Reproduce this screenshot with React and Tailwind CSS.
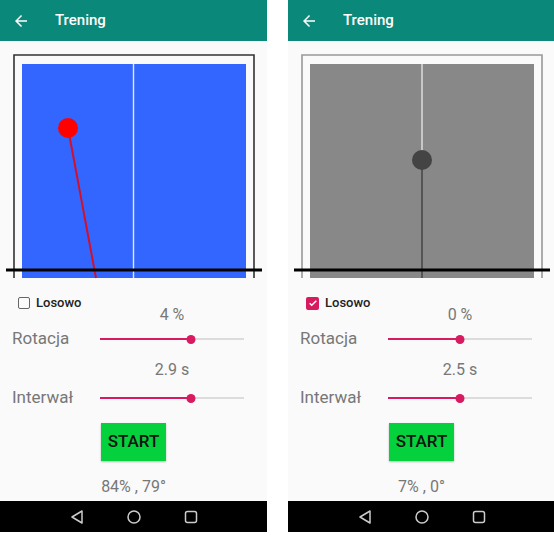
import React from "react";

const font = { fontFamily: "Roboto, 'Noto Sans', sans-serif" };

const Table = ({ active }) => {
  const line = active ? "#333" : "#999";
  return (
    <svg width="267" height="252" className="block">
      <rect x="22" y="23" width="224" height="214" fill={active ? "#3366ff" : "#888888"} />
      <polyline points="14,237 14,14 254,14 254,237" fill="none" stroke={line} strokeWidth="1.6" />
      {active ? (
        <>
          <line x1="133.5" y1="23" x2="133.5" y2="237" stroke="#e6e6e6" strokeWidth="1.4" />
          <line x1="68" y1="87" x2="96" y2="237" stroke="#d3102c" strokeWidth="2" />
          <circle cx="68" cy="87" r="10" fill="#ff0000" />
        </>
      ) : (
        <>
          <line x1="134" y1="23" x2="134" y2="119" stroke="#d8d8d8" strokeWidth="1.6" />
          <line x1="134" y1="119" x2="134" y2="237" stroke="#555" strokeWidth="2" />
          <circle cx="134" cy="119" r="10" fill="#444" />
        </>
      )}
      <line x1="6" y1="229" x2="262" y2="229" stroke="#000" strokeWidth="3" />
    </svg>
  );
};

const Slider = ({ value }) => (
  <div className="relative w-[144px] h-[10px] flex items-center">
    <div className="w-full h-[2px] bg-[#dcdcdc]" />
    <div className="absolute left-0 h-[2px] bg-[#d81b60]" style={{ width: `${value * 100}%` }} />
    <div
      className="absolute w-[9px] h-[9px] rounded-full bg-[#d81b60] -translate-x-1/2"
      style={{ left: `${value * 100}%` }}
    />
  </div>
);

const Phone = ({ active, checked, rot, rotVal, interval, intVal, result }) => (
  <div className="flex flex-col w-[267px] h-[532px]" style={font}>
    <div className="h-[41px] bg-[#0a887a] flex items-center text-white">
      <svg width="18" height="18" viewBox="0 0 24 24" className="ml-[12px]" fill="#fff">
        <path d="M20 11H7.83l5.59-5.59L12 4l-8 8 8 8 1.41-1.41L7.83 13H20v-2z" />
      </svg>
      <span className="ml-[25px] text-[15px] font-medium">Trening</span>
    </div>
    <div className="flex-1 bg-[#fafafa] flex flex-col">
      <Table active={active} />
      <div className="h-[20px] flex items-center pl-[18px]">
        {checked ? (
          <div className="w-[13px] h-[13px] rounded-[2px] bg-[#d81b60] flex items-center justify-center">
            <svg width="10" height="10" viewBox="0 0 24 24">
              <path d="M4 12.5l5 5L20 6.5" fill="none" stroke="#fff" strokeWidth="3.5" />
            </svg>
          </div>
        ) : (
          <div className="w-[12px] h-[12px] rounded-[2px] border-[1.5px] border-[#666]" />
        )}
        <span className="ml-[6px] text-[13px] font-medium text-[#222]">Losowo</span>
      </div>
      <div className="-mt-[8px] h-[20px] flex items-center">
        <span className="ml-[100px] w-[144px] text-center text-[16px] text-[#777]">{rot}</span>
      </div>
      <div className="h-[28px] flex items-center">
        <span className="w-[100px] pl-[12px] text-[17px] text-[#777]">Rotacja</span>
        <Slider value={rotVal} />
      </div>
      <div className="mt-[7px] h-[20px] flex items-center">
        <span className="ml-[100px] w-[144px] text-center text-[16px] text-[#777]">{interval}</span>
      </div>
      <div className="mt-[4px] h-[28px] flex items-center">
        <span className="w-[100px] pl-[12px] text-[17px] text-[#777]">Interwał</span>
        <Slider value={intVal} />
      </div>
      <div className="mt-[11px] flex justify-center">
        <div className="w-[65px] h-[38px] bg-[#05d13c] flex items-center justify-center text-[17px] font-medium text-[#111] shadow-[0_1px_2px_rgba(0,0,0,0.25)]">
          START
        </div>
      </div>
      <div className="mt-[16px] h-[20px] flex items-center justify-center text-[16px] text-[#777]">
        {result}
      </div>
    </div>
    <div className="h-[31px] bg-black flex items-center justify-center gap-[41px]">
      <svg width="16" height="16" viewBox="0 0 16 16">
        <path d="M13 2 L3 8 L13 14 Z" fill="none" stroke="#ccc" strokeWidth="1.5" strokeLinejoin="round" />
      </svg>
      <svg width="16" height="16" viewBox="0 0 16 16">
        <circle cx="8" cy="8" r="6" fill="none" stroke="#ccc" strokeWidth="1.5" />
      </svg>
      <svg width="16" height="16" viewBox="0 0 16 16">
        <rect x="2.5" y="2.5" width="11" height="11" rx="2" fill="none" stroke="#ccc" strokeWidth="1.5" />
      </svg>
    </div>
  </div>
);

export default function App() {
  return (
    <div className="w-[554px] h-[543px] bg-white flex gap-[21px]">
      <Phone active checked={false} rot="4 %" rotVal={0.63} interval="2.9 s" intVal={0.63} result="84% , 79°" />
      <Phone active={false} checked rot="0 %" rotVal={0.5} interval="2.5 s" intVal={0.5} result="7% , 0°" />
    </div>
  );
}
+-------+
Work to complete:
Quote the data above in full and without alteration; skip the pictures.

Correct answer:
Reproduce this screenshot with React and Tailwind CSS.
import React from "react";

const font = { fontFamily: "Roboto, 'Noto Sans', sans-serif" };

const Table = ({ active }) => {
  const line = active ? "#333" : "#999";
  return (
    <svg width="267" height="252" className="block">
      <rect x="22" y="23" width="224" height="214" fill={active ? "#3366ff" : "#888888"} />
      <polyline points="14,237 14,14 254,14 254,237" fill="none" stroke={line} strokeWidth="1.6" />
      {active ? (
        <>
          <line x1="133.5" y1="23" x2="133.5" y2="237" stroke="#e6e6e6" strokeWidth="1.4" />
          <line x1="68" y1="87" x2="96" y2="237" stroke="#d3102c" strokeWidth="2" />
          <circle cx="68" cy="87" r="10" fill="#ff0000" />
        </>
      ) : (
        <>
          <line x1="134" y1="23" x2="134" y2="119" stroke="#d8d8d8" strokeWidth="1.6" />
          <line x1="134" y1="119" x2="134" y2="237" stroke="#555" strokeWidth="2" />
          <circle cx="134" cy="119" r="10" fill="#444" />
        </>
      )}
      <line x1="6" y1="229" x2="262" y2="229" stroke="#000" strokeWidth="3" />
    </svg>
  );
};

const Slider = ({ value }) => (
  <div className="relative w-[144px] h-[10px] flex items-center">
    <div className="w-full h-[2px] bg-[#dcdcdc]" />
    <div className="absolute left-0 h-[2px] bg-[#d81b60]" style={{ width: `${value * 100}%` }} />
    <div
      className="absolute w-[9px] h-[9px] rounded-full bg-[#d81b60] -translate-x-1/2"
      style={{ left: `${value * 100}%` }}
    />
  </div>
);

const Phone = ({ active, checked, rot, rotVal, interval, intVal, result }) => (
  <div className="flex flex-col w-[267px] h-[532px]" style={font}>
    <div className="h-[41px] bg-[#0a887a] flex items-center text-white">
      <svg width="18" height="18" viewBox="0 0 24 24" className="ml-[12px]" fill="#fff">
        <path d="M20 11H7.83l5.59-5.59L12 4l-8 8 8 8 1.41-1.41L7.83 13H20v-2z" />
      </svg>
      <span className="ml-[25px] text-[15px] font-medium">Trening</span>
    </div>
    <div className="flex-1 bg-[#fafafa] flex flex-col">
      <Table active={active} />
      <div className="h-[20px] flex items-center pl-[18px]">
        {checked ? (
          <div className="w-[13px] h-[13px] rounded-[2px] bg-[#d81b60] flex items-center justify-center">
            <svg width="10" height="10" viewBox="0 0 24 24">
              <path d="M4 12.5l5 5L20 6.5" fill="none" stroke="#fff" strokeWidth="3.5" />
            </svg>
          </div>
        ) : (
          <div className="w-[12px] h-[12px] rounded-[2px] border-[1.5px] border-[#666]" />
        )}
        <span className="ml-[6px] text-[13px] font-medium text-[#222]">Losowo</span>
      </div>
      <div className="-mt-[8px] h-[20px] flex items-center">
        <span className="ml-[100px] w-[144px] text-center text-[16px] text-[#777]">{rot}</span>
      </div>
      <div className="h-[28px] flex items-center">
        <span className="w-[100px] pl-[12px] text-[17px] text-[#777]">Rotacja</span>
        <Slider value={rotVal} />
      </div>
      <div className="mt-[7px] h-[20px] flex items-center">
        <span className="ml-[100px] w-[144px] text-center text-[16px] text-[#777]">{interval}</span>
      </div>
      <div className="mt-[4px] h-[28px] flex items-center">
        <span className="w-[100px] pl-[12px] text-[17px] text-[#777]">Interwał</span>
        <Slider value={intVal} />
      </div>
      <div className="mt-[11px] flex justify-center">
        <div className="w-[65px] h-[38px] bg-[#05d13c] flex items-center justify-center text-[17px] font-medium text-[#111] shadow-[0_1px_2px_rgba(0,0,0,0.25)]">
          START
        </div>
      </div>
      <div className="mt-[16px] h-[20px] flex items-center justify-center text-[16px] text-[#777]">
        {result}
      </div>
    </div>
    <div className="h-[31px] bg-black flex items-center justify-center gap-[41px]">
      <svg width="16" height="16" viewBox="0 0 16 16">
        <path d="M13 2 L3 8 L13 14 Z" fill="none" stroke="#ccc" strokeWidth="1.5" strokeLinejoin="round" />
      </svg>
      <svg width="16" height="16" viewBox="0 0 16 16">
        <circle cx="8" cy="8" r="6" fill="none" stroke="#ccc" strokeWidth="1.5" />
      </svg>
      <svg width="16" height="16" viewBox="0 0 16 16">
        <rect x="2.5" y="2.5" width="11" height="11" rx="2" fill="none" stroke="#ccc" strokeWidth="1.5" />
      </svg>
    </div>
  </div>
);

export default function App() {
  return (
    <div className="w-[554px] h-[543px] bg-white flex gap-[21px]">
      <Phone active checked={false} rot="4 %" rotVal={0.63} interval="2.9 s" intVal={0.63} result="84% , 79°" />
      <Phone active={false} checked rot="0 %" rotVal={0.5} interval="2.5 s" intVal={0.5} result="7% , 0°" />
    </div>
  );
}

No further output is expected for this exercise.